You might not be impressed with the Moto Z3 Play on paper; its processor, storage, RAM, and cameras are all bested by the OnePlus 6. But if things were that simple, there’d be no need for this comparison. Motorola’s made a name for itself with its wide range of Moto Mod accessories that allow Moto Z owners to augment their phones with larger batteries, louder speakers, and even niche features like pico projectors. This does introduce an additional cost to the phone, and carrying multiple Mods around isn’t always convenient, but Moto Mods keep the Moto Z3 Play feeling fresh and useful.

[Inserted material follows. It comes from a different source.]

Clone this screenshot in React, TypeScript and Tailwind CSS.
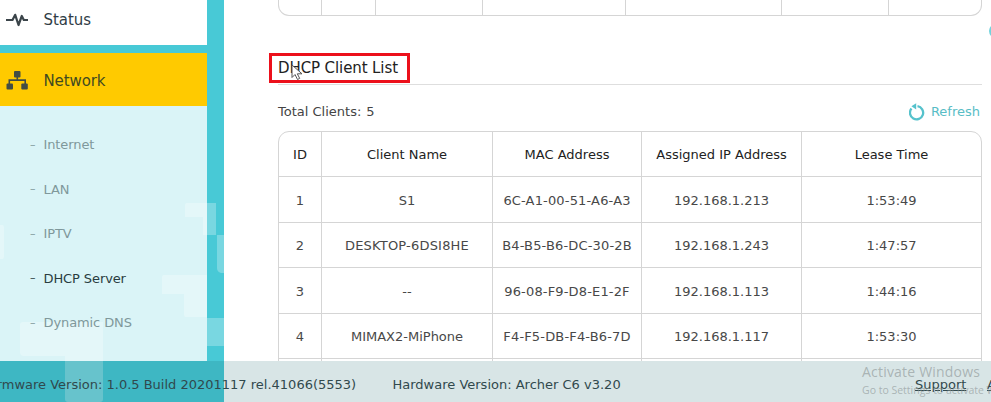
const clients = [
  ['1', 'S1', '6C-A1-00-51-A6-A3', '192.168.1.213', '1:53:49'],
  ['2', 'DESKTOP-6DSI8HE', 'B4-B5-B6-DC-30-2B', '192.168.1.243', '1:47:57'],
  ['3', '--', '96-08-F9-D8-E1-2F', '192.168.1.113', '1:44:16'],
  ['4', 'MIMAX2-MiPhone', 'F4-F5-DB-F4-B6-7D', '192.168.1.117', '1:53:30'],
];
const headings = ['ID', 'Client Name', 'MAC Address', 'Assigned IP Address', 'Lease Time'];
const links = ['Internet', 'LAN', 'IPTV', 'DHCP Server', 'Dynamic DNS'];

function PixelPattern() {
  return (
    <svg className="absolute inset-0" width="224" height="402" fill="#fff" fillOpacity=".27">
      <path d="M187 203h29v32h-13v-18h-18v-12q0-2 2-2z" />
      <path d="M217 235h8v38h-4q-4-1-4-5z" />
      <path d="M164 275h43v42h-21q-2 0-2-3v-20h-22v-17q0-2 2-2z" />
      <path d="M207 318h18v28h-18z" />
      <path d="M23 322h80v77q0 3-3 3H68q-3 0-3-3v-43H24q-4 0-4-4v-27q0-3 3-3z" />
      <path d="M0 225h2q2 0 2 3v28q0 3-2 3H0z" />
    </svg>
  );
}

function Sidebar() {
  return (
    <aside className="relative h-full w-[224px] shrink-0 bg-[#48c9d6]">
      <PixelPattern />
      <nav className="relative flex h-[361px] w-[207px] flex-col">
        <div className="mb-[8px] flex h-[45px] shrink-0 items-center bg-white pb-[6px] text-[#303d46]">
          <svg className="ml-[6px]" width="22" height="16" viewBox="0 0 22 16" fill="none" stroke="#3b454a" strokeWidth="2.2" strokeLinejoin="round">
            <path d="M0 8h6.5L9.2 2.8 12.5 13l3.3-9 2 4H22" />
          </svg>
          <span className="ml-[15.5px] text-[15px] leading-5 tracking-[-.05px]">Status</span>
        </div>
        <div className="flex h-[53px] shrink-0 items-center bg-[#ffca00] text-[#3f4a20]">
          <svg className="mt-[2px] ml-[6px]" width="22" height="19" viewBox="0 0 22 19" fill="#424d44">
            <rect x="8" y="0" width="6.5" height="6.5" rx="1" />
            <rect x="0.5" y="12.5" width="6.5" height="6" rx="1" />
            <rect x="15.3" y="12.5" width="6.5" height="6" rx="1" />
            <path d="M10.5 6h1.6v2.3H20V13h-1.6V9.9H4.1V13H2.5V8.3h8z" />
          </svg>
          <span className="ml-[15.5px] pt-[2px] text-[15px] leading-5 tracking-[-.1px]">Network</span>
        </div>
        <ul className="flex grow flex-col bg-white/80 pt-[17px] text-[13px] tracking-[-.1px]">
          {links.map((name) => (
            <li key={name} className={`flex h-[44.4px] shrink-0 items-center pl-[30px] ${name === 'DHCP Server' ? 'text-[#293c40]' : 'text-[#7f989b]'}`}>
              <span className="w-[13.5px] text-[11px]">–</span>
              <span>{name}</span>
            </li>
          ))}
        </ul>
      </nav>
    </aside>
  );
}

function Refresh() {
  return (
    <div className="flex items-center text-[13px] text-[#58bdc6]">
      <svg className="mr-[6px]" width="16" height="18" viewBox="0 0 16 18" fill="none" stroke="#56c2cc" strokeWidth="2.3">
        <path d="M8.5 3.2A6.6 6.6 0 1 1 2.5 5.5" />
        <path d="M7.2.2v6.2L2.4 3.2z" fill="#56c2cc" stroke="none" />
      </svg>
      <span>Refresh</span>
    </div>
  );
}

export default function App() {
  return (
    <div className="relative flex h-[402px] w-[991px] overflow-hidden bg-white font-['DejaVu_Sans',Verdana,sans-serif]">
      <Sidebar />
      <main className="ml-[54px] flex h-[361px] w-[704px] flex-col overflow-y-clip text-[13px]">
        <div className="grid h-[16px] shrink-0 grid-cols-[43px_54px_107px_143px_156px_107px_1fr] divide-x divide-[#d5d5d5] rounded-b-[11px] border border-t-0 border-[#d5d5d5]">
          <i /><i /><i /><i /><i /><i /><i />
        </div>
        <div className="mt-[37px] flex h-[32px] shrink-0 items-start border-b border-[#dedede]">
          <div className="relative -ml-[9px] flex h-[30px] w-[141px] items-center border-[3px] border-[#ec101b] pl-[6px]">
            <h2 className="text-[15px] leading-5 tracking-[-.1px] whitespace-nowrap text-[#222]">DHCP Client List</h2>
            <svg className="absolute left-[19px] top-[8px]" width="13" height="17" viewBox="0 0 13 17">
              <path d="M1 1v12.5l3-3 2.5 5 2.2-1.1-2.4-4.6h4.7z" fill="#fff" stroke="#555" strokeWidth="1" />
            </svg>
          </div>
        </div>
        <div className="flex h-[46px] shrink-0 items-center justify-between pr-[2px] text-[#444]">
          <span className="pt-[7px]">Total Clients:<span className="ml-[5px]">5</span></span>
          <div className="pt-[8px]"><Refresh /></div>
        </div>
        <section className="shrink-0 rounded-t-[11px] border border-[#d5d5d5]">
          {[headings, ...clients].map((row, r) => (
            <div key={r} className={`grid grid-cols-[43px_171px_149px_160px_1fr] divide-x divide-[#d5d5d5] border-b border-[#d5d5d5] ${r === 0 ? 'h-[45px] text-[#222]' : 'h-[45.6px] text-[#484848]'}`}>
              {row.map((cell, c) => (
                <div key={c} className={`flex items-center justify-center pt-[2px] whitespace-nowrap ${c === 2 && r > 0 ? 'tracking-[.16px]' : ''} ${cell === 'DESKTOP-6DSI8HE' ? 'tracking-[.2px]' : ''}`}>{cell}</div>
              ))}
            </div>
          ))}
          <div className="grid h-[10px] grid-cols-[43px_171px_149px_160px_1fr] divide-x divide-[#d5d5d5]"><i /><i /><i /><i /><i /></div>
        </section>
      </main>
      <div className="absolute top-[24px] left-[989px] size-[14px] rounded-full bg-[#72d4dd]" />
      <footer className="absolute bottom-0 left-0 flex h-[41px] w-[991px] items-center bg-[#0a5d62]/16 pt-[6px] text-[13px] whitespace-nowrap text-[#31494d]">
        <span className="-ml-[7px] w-[399.5px] shrink-0">irmware Version: 1.0.5 Build 20201117 rel.41066(5553)</span>
        <span className="w-[522.5px] shrink-0">Hardware Version: Archer C6 v3.20</span>
        <span className="w-[72px] shrink-0 underline">Support</span>
        <span className="underline">App</span>
      </footer>
      <div className="absolute top-[362px] left-[862px] font-['Open_Sans',sans-serif] whitespace-nowrap text-[#8f9798]/65">
        <div className="text-[14px] leading-[20px] tracking-[.2px]">Activate Windows</div>
        <div className="text-[10.5px] leading-[16px]">Go to Settings to activate Windows.</div>
      </div>
    </div>
  );
}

To start you off, Motorola includes a free Power Pack Mod in the box with the Z3 Play, extending the phone’s battery by 2220mAh. Using the Z3 Play with the included Power Pack Mod, I’ve been able to achieve an insane eight hours of screen-on time under a heavy workload — something the OnePlus 6 can’t come close to, despite a larger integrated battery. Even without the Power Pack Mod, the Moto Z3 Play is often able to outlast the OnePlus 6.

Motorola also has a great suite of gesture-based shortcuts to useful tools; you can double-twist the Moto Z3 Play in your hand to launch the camera, or double-chop to launch the flashlight. On top of this, the Z3 Play arguably has a much better optional one-handed navigation mode. While you’re presented with the same pill-shaped button as stock Android P, Motorola uses its own gestures — tap to go home, swipe left to go back, and swipe right to view recent apps.

Lastly — and this is a big one — Motorola takes a significant win in availability. On top of being cheaper, starting at $ 449.99 on Amazon, the unlocked Moto Z3 Play works on all major U.S. carriers. In contrast, the OnePlus 6 is only compatible with GSM networks, leaving out Sprint, Verizon, and their subsidiaries.

See at Amazon

What the OnePlus 6 does better

If modular accessories aren’t your thing, and you’re on a GSM carrier like AT&T or T-Mobile, the OnePlus 6 is a seriously compelling option. In terms of specs, it completely overpowers the Moto Z3 Play and just about every other phone in its price range, with a Snapdragon 845, 6 to 8GB of RAM, and up to 256GB of storage. The storage is non-expandable, but even the baseline should be more than enough for most users at 64GB. Oh, and did I mention the OnePlus 6 still has a headphone jack?

You’ll also enjoy a larger screen with a taller 19:9 aspect ratio on the OnePlus 6. The catch? There’s a notch up top, though it’s small enough that you’ll barely notice it’s there, even if you’re vehemently against notches. It’s a better display, too — while the Moto Z3 Play has a great Super AMOLED panel, the OnePlus 6’s Optic AMOLED is even brighter with more vibrant colors.

Thanks to its ultra high-end specs, performance on the OnePlus 6 is considerably snappier than that of the Moto Z3 Play, with a similarly clean build of Android 8.1 Oreo. While Motorola’s software has some nice tricks of its own, OxygenOS is more customizable with systemwide themes, customizable long-press shortcuts on each navigation button, and shortcuts to wake the phone and launch user-set apps by drawing letters on the screen.

The OnePlus 6 has pretty great camera performance, too. While both phones have dual cameras (and both use the secondary sensor largely for augmenting portrait mode, rather than different focal lengths), the OnePlus 6 takes fantastic photos in daylight and even does reasonably well in poor light, where the Moto Z3 Play falls apart.

See at OnePlus

Which is right for you?

If you’re on a CDMA carrier, the choice is already made for you — the Moto Z3 Play is the only option that works with Sprint and Verizon. It’s also the cheaper phone of the two, and with the inclusion of a free Moto Mod in the box you’re arguably getting a better value. If you’ve owned a Moto Z phone in the past, any of your existing Mods will work on the Z3 Play too. Even if you’re on AT&T or T-Mobile, the ridiculously long battery life could push you in favor of the Moto Z3 Play.

If, on the other hand, you’re after power first and foremost, it’s hard to argue with the OnePlus 6 — high-end specs at a low price is basically OnePlus’s business model. You’ll also benefit from superior camera performance, a better display, a 3.5mm headphone jack … you get the point. If you can afford to spend a bit above $ 500 (starting at $ 529 and reaching up to $ 629), the OnePlus 6 is definitely your best bet if you aren’t worried about modularity.